Olaydan Çıkarılacak Dersler
- Profesyonellik her zaman korunmalı – Uçuş ne kadar rutin görünürse görünsün, kokpitte alınacak her kararın sorumluluğu yüzlerce hayatı etkiler.
- Otopilot sistemi kusursuz değildir – Gelişmiş teknolojiler, yanlış kullanım veya dikkatsizlik durumunda en modern uçaklarda bile felakete yol açabilir.

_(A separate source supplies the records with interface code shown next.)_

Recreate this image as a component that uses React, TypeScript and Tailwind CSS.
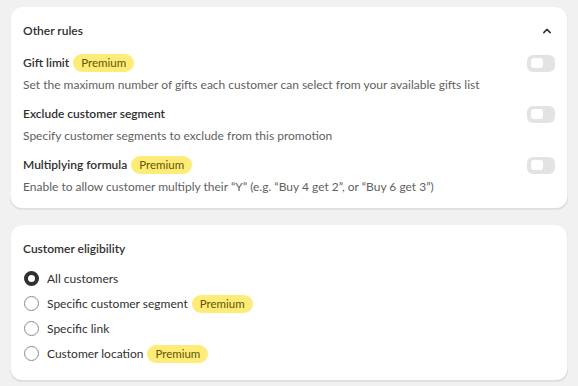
import React from "react";

type Rule = {
  title: string;
  description: string;
  premium?: boolean;
};

const rules: Rule[] = [
  {
    title: "Gift limit",
    description:
      "Set the maximum number of gifts each customer can select from your available gifts list",
    premium: true,
  },
  {
    title: "Exclude customer segment",
    description: "Specify customer segments to exclude from this promotion",
  },
  {
    title: "Multiplying formula",
    description:
      "Enable to allow customer multiply their \u201cY\u201d (e.g. \u201cBuy 4 get 2\u201d, or \u201cBuy 6 get 3\u201d)",
    premium: true,
  },
];

const options = [
  { label: "All customers", checked: true },
  { label: "Specific customer segment", premium: true },
  { label: "Specific link" },
  { label: "Customer location", premium: true },
];

const PremiumBadge = () => (
  <span className="inline-flex h-[18px] items-center rounded-full bg-[#ffeb78] px-2 text-[11.5px] text-[#5e5700]">
    Premium
  </span>
);

const Toggle = () => (
  <div className="flex h-[17px] w-[28px] items-center rounded-[6px] bg-[#e3e3e3] px-[4px]">
    <div className="h-[10px] w-[12px] rounded-[3px] bg-white" />
  </div>
);

const Radio = ({ checked }: { checked?: boolean }) =>
  checked ? (
    <span className="h-[15px] w-[15px] rounded-full border-[4px] border-[#303030] bg-white" />
  ) : (
    <span className="h-[15px] w-[15px] rounded-full border border-[#8a8a8a] bg-white" />
  );

const cardShadow =
  "shadow-[0_1px_0_0_rgba(26,26,26,0.07),inset_0_-1px_0_0_rgba(0,0,0,0.12),inset_1px_0_0_0_rgba(0,0,0,0.06),inset_-1px_0_0_0_rgba(0,0,0,0.08)]";

export default function App() {
  return (
    <div
      className="flex min-h-screen flex-col gap-4 bg-[#f1f1f1] px-[10px] pt-[7px] text-[12px] text-[#303030]"
      style={{ fontFamily: 'Lato, "Open Sans", sans-serif' }}
    >
      <div className={`rounded-xl bg-white px-[13px] pt-[14px] pb-3 ${cardShadow}`}>
        <div className="flex h-5 items-center justify-between">
          <h2 className="font-semibold">Other rules</h2>
          <svg width="10" height="10" viewBox="0 0 10 10" className="mr-[3px]">
            <path
              d="M1.8 6.6 L5 3.4 L8.2 6.6"
              fill="none"
              stroke="#303030"
              strokeWidth="1.5"
              strokeLinecap="round"
              strokeLinejoin="round"
            />
          </svg>
        </div>
        <div className="mt-[10px] flex flex-col gap-[7px]">
          {rules.map((rule) => (
            <div key={rule.title} className="flex flex-col">
              <div className="flex h-6 items-center justify-between">
                <div className="flex items-center gap-1">
                  <span className="font-semibold">{rule.title}</span>
                  {rule.premium && <PremiumBadge />}
                </div>
                <Toggle />
              </div>
              <p className="leading-5 text-[#616161]">{rule.description}</p>
            </div>
          ))}
        </div>
      </div>

      <div className={`rounded-xl bg-white px-[13px] pt-[14px] pb-[15px] ${cardShadow}`}>
        <h2 className="flex h-5 items-center font-semibold">Customer eligibility</h2>
        <div className="mt-[7px] flex flex-col">
          {options.map((opt) => (
            <label
              key={opt.label}
              className="flex h-[25px] items-center gap-2 pl-px"
            >
              <Radio checked={opt.checked} />
              <span className="flex items-center gap-1">
                {opt.label}
                {opt.premium && <PremiumBadge />}
              </span>
            </label>
          ))}
        </div>
      </div>
    </div>
  );
}
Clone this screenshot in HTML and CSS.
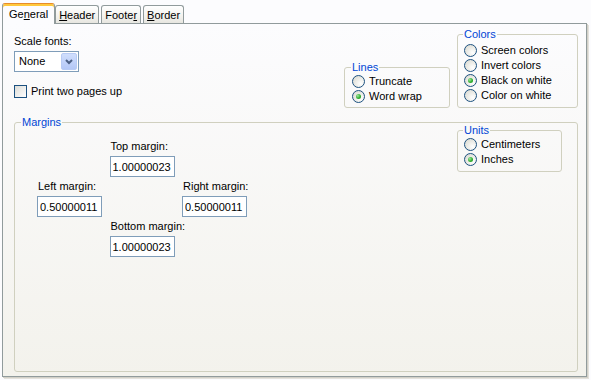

- Eğitim ve farkındalık – Mürettebatın, sistemin nasıl çalıştığını ve olası hatalarda nasıl müdahale edilmesi gerektiğini her zaman bilmesi gerekir.
- Kural ihlalleri bedel getirir – Bu kazada olduğu gibi, bir anlık ihmalin bedeli onlarca cana mal olabilir.
Bugüne Yansımalar
Aeroflot Flight 593, havacılık tarihinde belki de en çarpıcı “insan hatası” örneklerinden biri olarak anılmaya devam ediyor. O günden bugüne, hem Rusya’da hem de dünyada kokpit disiplinine ilişkin prosedürler daha da sıkılaştırıldı. Eğitim programlarında bu kaza, “yapılmaması gerekenler” listesinde en başlarda yer alıyor.
Bu trajedi, gökyüzünde güvenliğin asla tesadüflere bırakılmaması gerektiğini, her detayın hayati önem taşıdığını bir kez daha hatırlatıyor. Teknoloji gelişse de, uçuş güvenliği hâlâ insanların ellerinde.